It's very common for indie game developers to deliver elevator pitches by referencing other games, particularly beloved retro titles. "Our game is like Mega Man," they might say. Or "our game is like Castlevania."
Tribute Games pitched its upcoming action-platformer Panzer Paladin as both those games to me—and then named several more 8-bit classics, including Sunsoft's Blaster Master and the not-technically-8-bit-but-close-enough Shovel Knight. Indeed, there's so much "retro love" going on in Panzer Paladin that I was initially worried there'd be no room left for its own voice, its own creative expression.
Interestingly, something about the way Panzer Paladin picks and chooses mechanics from so many old games made the demo I played at PAX East feel unique. I guess it's a bit like how Mr. Burns from The Simpsons carries so many deadly diseases that there's no room for any of them to manifest fully, so he enjoys good health as a result.

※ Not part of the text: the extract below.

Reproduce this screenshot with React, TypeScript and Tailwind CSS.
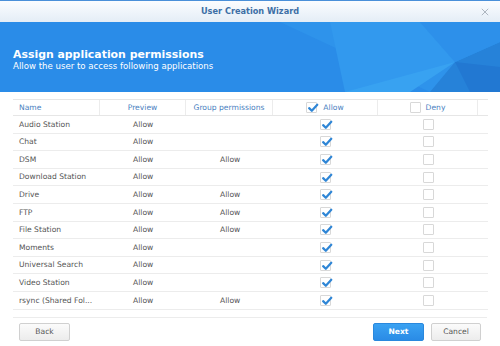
import React from "react";

const rows: [string, string, string][] = [
  ["Audio Station", "Allow", ""],
  ["Chat", "Allow", ""],
  ["DSM", "Allow", "Allow"],
  ["Download Station", "Allow", ""],
  ["Drive", "Allow", "Allow"],
  ["FTP", "Allow", "Allow"],
  ["File Station", "Allow", "Allow"],
  ["Moments", "Allow", ""],
  ["Universal Search", "Allow", ""],
  ["Video Station", "Allow", ""],
  ["rsync (Shared Fol...", "Allow", "Allow"],
];

function Box({ checked }: { checked: boolean }) {
  return (
    <span className="relative inline-block w-[11px] h-[11px] border border-[#d8d8d8] bg-white rounded-[1px]">
      {checked && (
        <svg viewBox="0 0 14 14" className="absolute left-[0px] top-[-1px] w-[12px] h-[12px]">
          <path d="M2.5 7.2 L5.6 10.2 L12 3.2" fill="none" stroke="#2f86d6" strokeWidth="2.6" strokeLinecap="round" strokeLinejoin="round" />
        </svg>
      )}
    </span>
  );
}

const grid = "grid grid-cols-[87px_86px_87px_105px_100px_10px]";

export default function App() {
  return (
    <div className="w-[500px] h-[346px] bg-white overflow-hidden flex flex-col" style={{ fontFamily: '"DejaVu Sans", Verdana, sans-serif' }}>
      {/* title bar */}
      <div className="h-[22px] border-t border-[#4a90d9] bg-gradient-to-b from-[#fbfdff] to-[#e4edf6] relative flex items-center justify-center shrink-0">
        <span className="text-[8.2px] font-bold text-[#3d6fa6]">User Creation Wizard</span>
        <svg viewBox="0 0 10 10" className="absolute right-[11px] top-[7px] w-[8px] h-[8px]">
          <path d="M1 1 L9 9 M9 1 L1 9" stroke="#a9b3bd" strokeWidth="1.2" />
        </svg>
      </div>
      {/* banner */}
      <div className="relative h-[70px] bg-[#2a8ce8] shrink-0 overflow-hidden flex flex-col justify-center px-[13px] pt-[4px]">
        <svg viewBox="0 0 500 70" className="absolute inset-0 w-[500px] h-[70px]" preserveAspectRatio="none">
          <polygon points="280,0 500,0 500,70 430,70" fill="#2e93eb" />
          <polygon points="330,0 420,0 455,40 380,70 345,70" fill="#3299ee" />
          <polygon points="455,40 500,20 500,70 430,70" fill="#2682d9" />
          <polygon points="345,70 455,40 410,70" fill="#38a2f1" />
          <polygon points="420,0 500,0 500,20 455,40" fill="#2d90ea" />
          <polygon points="455,40 470,70 500,70 500,45" fill="#2278d2" />
        </svg>
        <div className="relative text-white text-[10.9px] font-bold leading-[13px]">Assign application permissions</div>
        <div className="relative text-white text-[8.6px] leading-[10px]">Allow the user to access following applications</div>
      </div>
      {/* table */}
      <div className="px-[13px] pt-[7px] flex-1">
        <div className="w-[475px] text-[7.6px]">
          <div className={`${grid} h-[17px] border-y border-[#e6e6e6] text-[#4a7fc1]`}>
            <div className="flex items-center pl-[6px] border-r border-[#ececec]">Name</div>
            <div className="flex items-center justify-center border-r border-[#ececec]">Preview</div>
            <div className="flex items-center justify-center border-r border-[#ececec] whitespace-nowrap">Group permissions</div>
            <div className="flex items-center justify-center gap-[6px] border-r border-[#ececec]">
              <Box checked />
              <span>Allow</span>
            </div>
            <div className="flex items-center justify-center gap-[5px] border-r border-[#ececec]">
              <Box checked={false} />
              <span>Deny</span>
            </div>
            <div />
          </div>
          {rows.map(([name, prev, grp]) => (
            <div key={name} className={`${grid} h-[17.6px] border-b border-[#ececec] text-[#555]`}>
              <div className="flex items-center pl-[6px] whitespace-nowrap">{name}</div>
              <div className="flex items-center pl-[33px]">{prev}</div>
              <div className="flex items-center pl-[34px]">{grp}</div>
              <div className="flex items-center justify-center"><Box checked /></div>
              <div className="flex items-center justify-center pl-[1px]"><Box checked={false} /></div>
              <div />
            </div>
          ))}
        </div>
      </div>
      {/* footer */}
      <div className="mx-[13px] border-t border-[#ececec] h-[29px] flex items-center justify-between px-[6px] shrink-0">
        <button className="w-[51px] h-[18px] rounded-[2px] border border-[#d0d0d0] bg-gradient-to-b from-[#fbfbfb] to-[#ececec] text-[7.6px] text-[#555]">Back</button>
        <div className="flex gap-[7px]">
          <button className="w-[51px] h-[18px] rounded-[2px] border border-[#2a88dd] bg-gradient-to-b from-[#3aa2f2] to-[#2a8be6] text-[7.6px] font-bold text-white">Next</button>
          <button className="w-[50px] h-[18px] rounded-[2px] border border-[#d0d0d0] bg-gradient-to-b from-[#fbfbfb] to-[#ececec] text-[7.6px] text-[#555]">Cancel</button>
        </div>
      </div>
    </div>
  );
}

It might also help that Panzer Paladin doesn't hesitate to take inspiration from the "black sheep" of beloved 8-bit series. Justin Cyr, one of Tribute Games' founders, named some of these oft-criticized games as he walked me through my session. Two notable titles are Castlevania 2: Simon's Quest and Zelda 2: The Adventure of Link. The latter's influence is clear in the upward- and- downward-stab attacks you can perform while you're riding your titular Panzer armor (you can eject from the armor at any time to fight as a lither but less-powerful warrior. There's that Blaster Master shout-out). I also fought a heavily-armored enemy who attacks and defends much like an Ironknuckle from Zelda 2. If you've ever tried to break through one of those metallic bastards' shields, you know exactly what I mean.
It's intriguing to see how Panzer Paladin takes inspiration from lesser-loved entries in long-lived series. Castlevania 2 and Zelda 2 are huge risk-takers, and while some of their design decisions miss the mark, their differences still make them special in an industry that generally favors "safe" ideas. Zelda 2 takes us to the far northern reaches of Hyrule, a place we haven't explored since. Castlevania 2 favors narrative and adventure over tricky platforming, and its "slower" pace inspired Koji Igarashi to pitch Castlevania: Symphony of the Night to Konami.
Good things come from strange ideas, and Panzer Paladin might offer us another example when it comes out in spring 2020. The demo I played was short, and there's a long way for Tribute Games to go, but if it remembers what makes black sheep games so interesting while refining said games' oft-clumsy mechanics, we're in for a cool ride next year.
Disclosure: USG is owned by ReedPop, which runs PAX East.